* **What you need to do**
Transcribe the listing in full, excluding any pictures.

* **Given material**
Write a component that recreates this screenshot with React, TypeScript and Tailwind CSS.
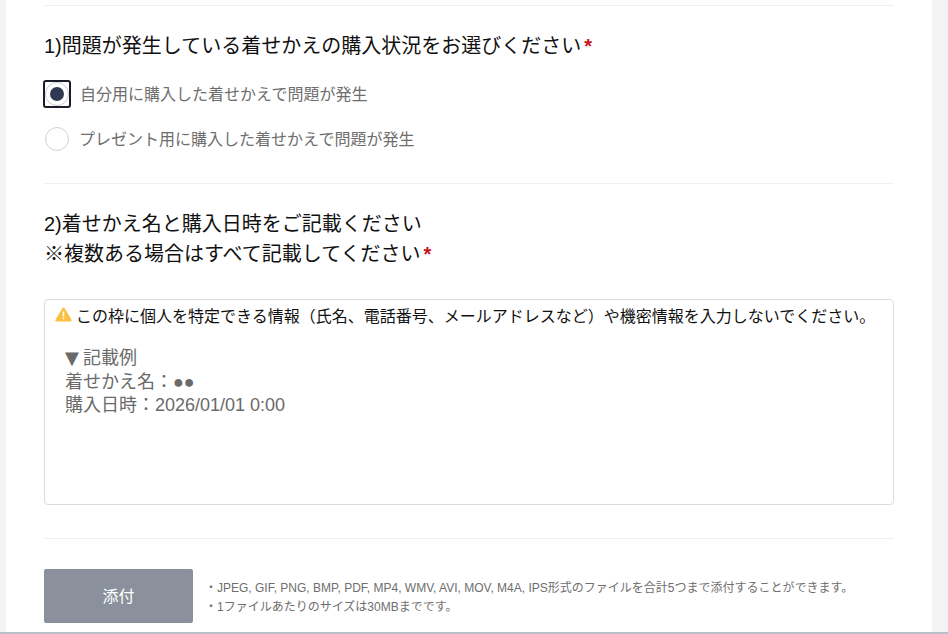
export default function App() {
  return (
    <div className="h-[634px] w-[948px] overflow-hidden bg-[#f2f3f4] font-['Liberation_Sans','Noto_Sans_CJK_JP',sans-serif]">
      <div className="ml-[6px] h-[632px] w-[926px] bg-white px-[38px] pt-[5px]">
        <div className="h-px bg-[#f0f0f0]" />
        <h2 className="mt-[25px] text-[20px] leading-[30px] text-[#111]">
          1)問題が発生している着せかえの購入状況をお選びください<span className="ml-[3px] font-bold text-[#c8101c]">*</span>
        </h2>
        <div className="mt-[19px] flex h-[27px] items-center">
          <span className="-ml-[1px] flex h-[28px] w-[28px] items-center justify-center rounded-[3px] border-2 border-[#1a1d29]">
            <span className="flex h-[24px] w-[24px] items-center justify-center rounded-full border border-[#c9cbd1] bg-white">
              <span className="h-[14px] w-[14px] rounded-full bg-[#2f3a52]" />
            </span>
          </span>
          <span className="ml-[9px] pt-[2px] text-[16px] text-[#6e6e6e]">自分用に購入した着せかえで問題が発生</span>
        </div>
        <div className="mt-[18px] flex h-[27px] items-center">
          <span className="ml-[1px] h-[24px] w-[24px] rounded-full border border-[#d0d1d5] bg-white" />
          <span className="ml-[10px] pt-[2px] text-[16px] text-[#6e6e6e]">プレゼント用に購入した着せかえで問題が発生</span>
        </div>
        <div className="mt-[31px] h-px bg-[#f0f0f0]" />
        <h2 className="mt-[25px] text-[20px] leading-[30px] text-[#111]">
          2)着せかえ名と購入日時をご記載ください
          <br />
          ※複数ある場合はすべて記載してください<span className="ml-[3px] font-bold text-[#c8101c]">*</span>
        </h2>
        <div className="mt-[30px] h-[206px] rounded-[4px] border border-[#dcdcdc] bg-white">
          <div className="mt-[5px] ml-[10px] flex items-center text-[16px] leading-[24px] text-[#111]">
            <svg width="17" height="15" viewBox="0 0 17 15" className="mr-[4px] mb-[5px] shrink-0">
              <path d="M8.5 0.5c.5 0 .9.3 1.2.8l6.8 11.4c.5.9-.1 1.8-1.1 1.8H1.6c-1 0-1.6-.9-1.1-1.8L7.3 1.3c.3-.5.7-.8 1.2-.8z" fill="#fdbf3f" />
              <rect x="7.7" y="4.5" width="1.6" height="5" fill="#fff" />
              <rect x="7.7" y="10.6" width="1.6" height="1.6" fill="#fff" />
            </svg>
            この枠に個人を特定できる情報（氏名、電話番号、メールアドレスなど）や機密情報を入力しないでください。
          </div>
          <div className="mt-[17px] ml-[20px] text-[18px] leading-[23.5px] text-[#6a6a6a]">
            <span className="inline-block w-[18px] font-['DejaVu_Sans']">▼</span>記載例
            <br />
            着せかえ名：●●
            <br />
            購入日時：2026/01/01 0:00
          </div>
        </div>
        <div className="mt-[33px] h-px bg-[#f0f0f0]" />
        <div className="mt-[30px] flex items-center">
          <button className="flex h-[54px] w-[149px] items-center justify-center rounded-[2px] bg-[#8a919d] pt-[2px] text-[16px] font-normal text-white">
            添付
          </button>
          <div className="ml-[12px] pt-[4px] text-[12px] leading-[19.5px] text-[#6e6e6e]">
            <p>・JPEG, GIF, PNG, BMP, PDF, MP4, WMV, AVI, MOV, M4A, IPS形式のファイルを合計5つまで添付することができます。</p>
            <p>・1ファイルあたりのサイズは30MBまでです。</p>
          </div>
        </div>
      </div>
      <div className="h-[2px] bg-[#b8c0cc]" />
    </div>
  );
}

* **Worked solution**
Write a component that recreates this screenshot with React, TypeScript and Tailwind CSS.
export default function App() {
  return (
    <div className="h-[634px] w-[948px] overflow-hidden bg-[#f2f3f4] font-['Liberation_Sans','Noto_Sans_CJK_JP',sans-serif]">
      <div className="ml-[6px] h-[632px] w-[926px] bg-white px-[38px] pt-[5px]">
        <div className="h-px bg-[#f0f0f0]" />
        <h2 className="mt-[25px] text-[20px] leading-[30px] text-[#111]">
          1)問題が発生している着せかえの購入状況をお選びください<span className="ml-[3px] font-bold text-[#c8101c]">*</span>
        </h2>
        <div className="mt-[19px] flex h-[27px] items-center">
          <span className="-ml-[1px] flex h-[28px] w-[28px] items-center justify-center rounded-[3px] border-2 border-[#1a1d29]">
            <span className="flex h-[24px] w-[24px] items-center justify-center rounded-full border border-[#c9cbd1] bg-white">
              <span className="h-[14px] w-[14px] rounded-full bg-[#2f3a52]" />
            </span>
          </span>
          <span className="ml-[9px] pt-[2px] text-[16px] text-[#6e6e6e]">自分用に購入した着せかえで問題が発生</span>
        </div>
        <div className="mt-[18px] flex h-[27px] items-center">
          <span className="ml-[1px] h-[24px] w-[24px] rounded-full border border-[#d0d1d5] bg-white" />
          <span className="ml-[10px] pt-[2px] text-[16px] text-[#6e6e6e]">プレゼント用に購入した着せかえで問題が発生</span>
        </div>
        <div className="mt-[31px] h-px bg-[#f0f0f0]" />
        <h2 className="mt-[25px] text-[20px] leading-[30px] text-[#111]">
          2)着せかえ名と購入日時をご記載ください
          <br />
          ※複数ある場合はすべて記載してください<span className="ml-[3px] font-bold text-[#c8101c]">*</span>
        </h2>
        <div className="mt-[30px] h-[206px] rounded-[4px] border border-[#dcdcdc] bg-white">
          <div className="mt-[5px] ml-[10px] flex items-center text-[16px] leading-[24px] text-[#111]">
            <svg width="17" height="15" viewBox="0 0 17 15" className="mr-[4px] mb-[5px] shrink-0">
              <path d="M8.5 0.5c.5 0 .9.3 1.2.8l6.8 11.4c.5.9-.1 1.8-1.1 1.8H1.6c-1 0-1.6-.9-1.1-1.8L7.3 1.3c.3-.5.7-.8 1.2-.8z" fill="#fdbf3f" />
              <rect x="7.7" y="4.5" width="1.6" height="5" fill="#fff" />
              <rect x="7.7" y="10.6" width="1.6" height="1.6" fill="#fff" />
            </svg>
            この枠に個人を特定できる情報（氏名、電話番号、メールアドレスなど）や機密情報を入力しないでください。
          </div>
          <div className="mt-[17px] ml-[20px] text-[18px] leading-[23.5px] text-[#6a6a6a]">
            <span className="inline-block w-[18px] font-['DejaVu_Sans']">▼</span>記載例
            <br />
            着せかえ名：●●
            <br />
            購入日時：2026/01/01 0:00
          </div>
        </div>
        <div className="mt-[33px] h-px bg-[#f0f0f0]" />
        <div className="mt-[30px] flex items-center">
          <button className="flex h-[54px] w-[149px] items-center justify-center rounded-[2px] bg-[#8a919d] pt-[2px] text-[16px] font-normal text-white">
            添付
          </button>
          <div className="ml-[12px] pt-[4px] text-[12px] leading-[19.5px] text-[#6e6e6e]">
            <p>・JPEG, GIF, PNG, BMP, PDF, MP4, WMV, AVI, MOV, M4A, IPS形式のファイルを合計5つまで添付することができます。</p>
            <p>・1ファイルあたりのサイズは30MBまでです。</p>
          </div>
        </div>
      </div>
      <div className="h-[2px] bg-[#b8c0cc]" />
    </div>
  );
}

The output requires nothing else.